### WRITTEN EXERCISE:
Leave out any picture and return the remaining listing below exactly as given.

### GIVEN DATA:
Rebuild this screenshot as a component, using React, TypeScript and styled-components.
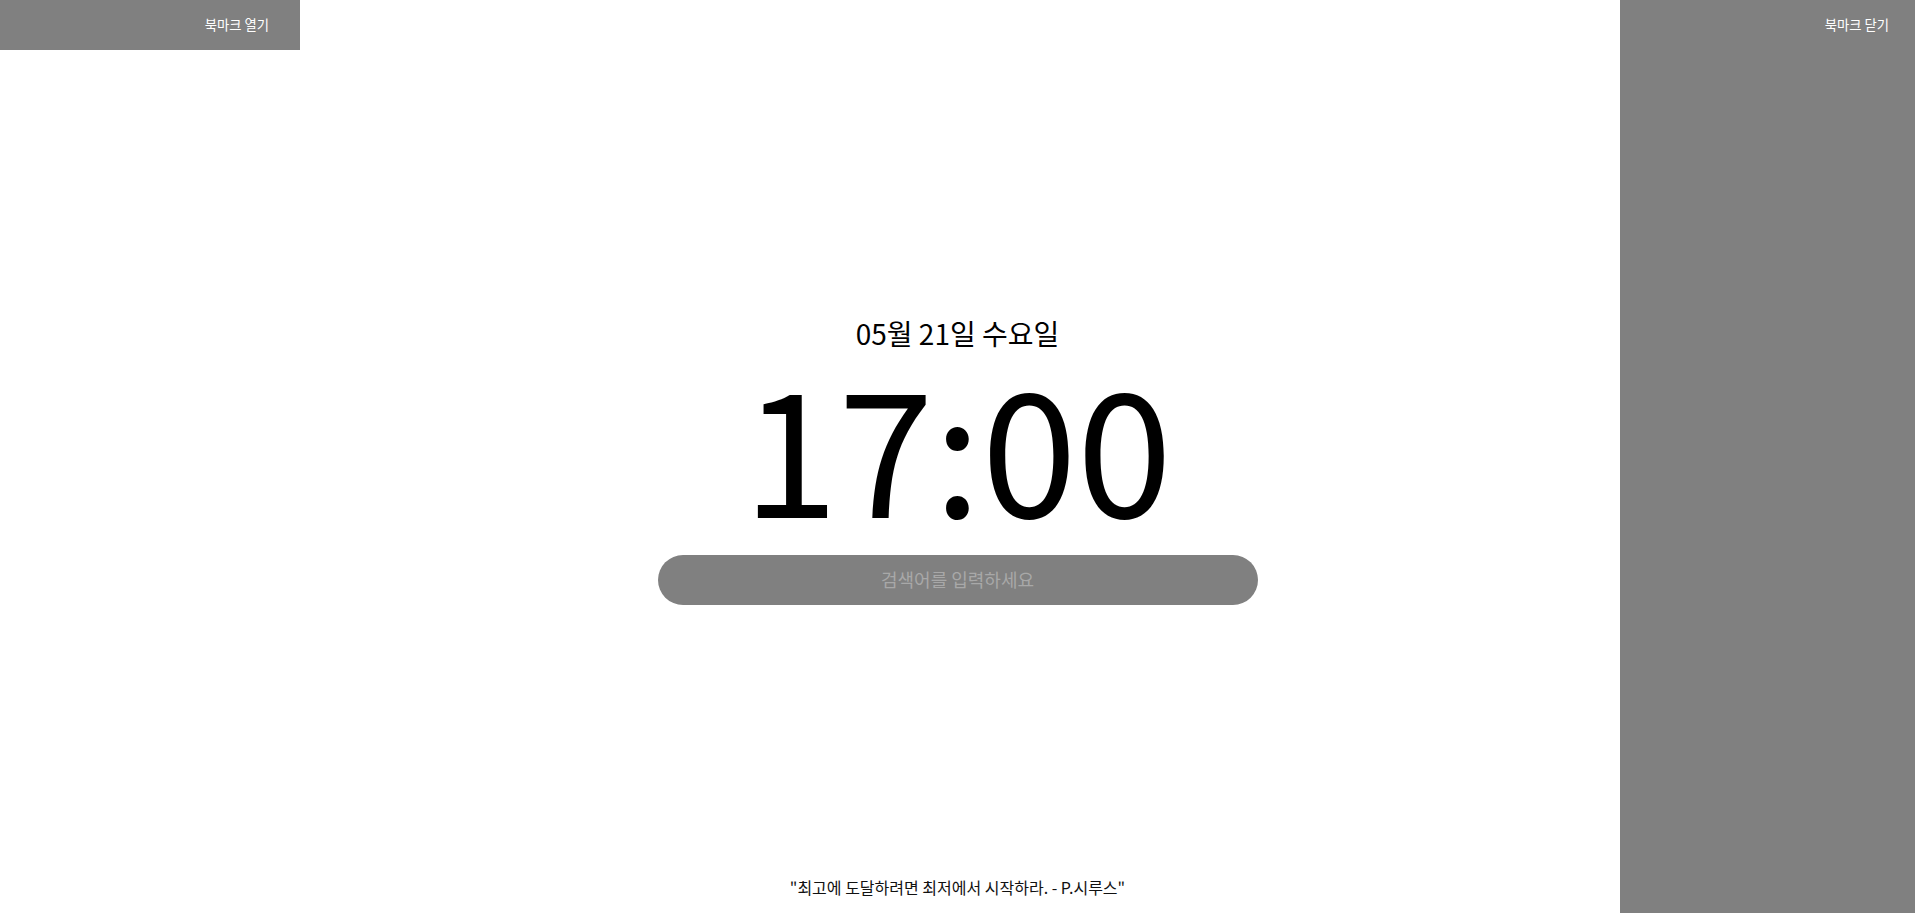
import styled, { createGlobalStyle } from "styled-components";

const quote = "\"최고에 도달하려면 최저에서 시작하라. - P.시루스\"";

export default function App() {
  return (
    <>
      <GlobalStyle />
      <Page>
        <OpenButton type="button">북마크 열기</OpenButton>

        <Center>
          <DateText>05월 21일 수요일</DateText>
          <Clock>17:00</Clock>
          <SearchInput type="text" placeholder="검색어를 입력하세요" />
        </Center>

        <Quote>{quote}</Quote>

        <Drawer>
          <CloseButton type="button">북마크 닫기</CloseButton>
        </Drawer>
      </Page>
    </>
  );
}

/* -------------------- Styled Components -------------------- */

const GlobalStyle = createGlobalStyle`
  html, body {
    margin: 0;
    padding: 0;
    background: #ffffff;
  }
  body {
    font-family: "Noto Sans CJK KR", "Noto Sans", sans-serif;
    color: #000;
  }
  * {
    box-sizing: border-box;
  }
`;

const Page = styled.div`
  height: 100vh;
  display: flex;
  flex-direction: column;
  position: relative;
  overflow: hidden;
`;

const BarButton = styled.button`
  border: none;
  background: #808080;
  color: #ffffff;
  font-family: "Noto Sans CJK KR", sans-serif;
  font-size: 13.33px;
  line-height: 1;
  cursor: pointer;
  text-align: right;
  height: 50px;
`;

const OpenButton = styled(BarButton)`
  position: absolute;
  top: 0;
  left: 0;
  width: 300px;
  padding: 0 31px 1px 0;
`;

const Center = styled.main`
  flex: 1;
  display: flex;
  flex-direction: column;
  align-items: center;
  justify-content: center;
  padding-top: 42px;
`;

const DateText = styled.div`
  font-size: 28px;
  line-height: 40px;
  height: 40px;
`;

const Clock = styled.div`
  margin-top: 4px;
  font-size: 172px;
  line-height: 172px;
  height: 172px;
`;

const SearchInput = styled.input`
  margin-top: 26px;
  width: 600px;
  height: 50px;
  border: none;
  outline: none;
  border-radius: 25px;
  background: #808080;
  color: #ffffff;
  font-family: "Noto Sans CJK KR", sans-serif;
  font-size: 18px;
  text-align: center;
  padding: 0 24px 2px;

  &::placeholder {
    color: #a8a8a8;
  }
`;

const Quote = styled.footer`
  text-align: center;
  font-size: 16px;
  line-height: 24px;
  padding-bottom: 14px;
  color: #111;
`;

const Drawer = styled.aside`
  position: absolute;
  top: 0;
  right: 0;
  bottom: 0;
  width: 295px;
  background: #808080;
  display: flex;
  flex-direction: column;
  align-items: flex-end;
`;

const CloseButton = styled(BarButton)`
  width: 100%;
  padding: 0 26px 1px 0;
`;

### THE SOLUTION:
Rebuild this screenshot as a component, using React, TypeScript and styled-components.
import styled, { createGlobalStyle } from "styled-components";

const quote = "\"최고에 도달하려면 최저에서 시작하라. - P.시루스\"";

export default function App() {
  return (
    <>
      <GlobalStyle />
      <Page>
        <OpenButton type="button">북마크 열기</OpenButton>

        <Center>
          <DateText>05월 21일 수요일</DateText>
          <Clock>17:00</Clock>
          <SearchInput type="text" placeholder="검색어를 입력하세요" />
        </Center>

        <Quote>{quote}</Quote>

        <Drawer>
          <CloseButton type="button">북마크 닫기</CloseButton>
        </Drawer>
      </Page>
    </>
  );
}

/* -------------------- Styled Components -------------------- */

const GlobalStyle = createGlobalStyle`
  html, body {
    margin: 0;
    padding: 0;
    background: #ffffff;
  }
  body {
    font-family: "Noto Sans CJK KR", "Noto Sans", sans-serif;
    color: #000;
  }
  * {
    box-sizing: border-box;
  }
`;

const Page = styled.div`
  height: 100vh;
  display: flex;
  flex-direction: column;
  position: relative;
  overflow: hidden;
`;

const BarButton = styled.button`
  border: none;
  background: #808080;
  color: #ffffff;
  font-family: "Noto Sans CJK KR", sans-serif;
  font-size: 13.33px;
  line-height: 1;
  cursor: pointer;
  text-align: right;
  height: 50px;
`;

const OpenButton = styled(BarButton)`
  position: absolute;
  top: 0;
  left: 0;
  width: 300px;
  padding: 0 31px 1px 0;
`;

const Center = styled.main`
  flex: 1;
  display: flex;
  flex-direction: column;
  align-items: center;
  justify-content: center;
  padding-top: 42px;
`;

const DateText = styled.div`
  font-size: 28px;
  line-height: 40px;
  height: 40px;
`;

const Clock = styled.div`
  margin-top: 4px;
  font-size: 172px;
  line-height: 172px;
  height: 172px;
`;

const SearchInput = styled.input`
  margin-top: 26px;
  width: 600px;
  height: 50px;
  border: none;
  outline: none;
  border-radius: 25px;
  background: #808080;
  color: #ffffff;
  font-family: "Noto Sans CJK KR", sans-serif;
  font-size: 18px;
  text-align: center;
  padding: 0 24px 2px;

  &::placeholder {
    color: #a8a8a8;
  }
`;

const Quote = styled.footer`
  text-align: center;
  font-size: 16px;
  line-height: 24px;
  padding-bottom: 14px;
  color: #111;
`;

const Drawer = styled.aside`
  position: absolute;
  top: 0;
  right: 0;
  bottom: 0;
  width: 295px;
  background: #808080;
  display: flex;
  flex-direction: column;
  align-items: flex-end;
`;

const CloseButton = styled(BarButton)`
  width: 100%;
  padding: 0 26px 1px 0;
`;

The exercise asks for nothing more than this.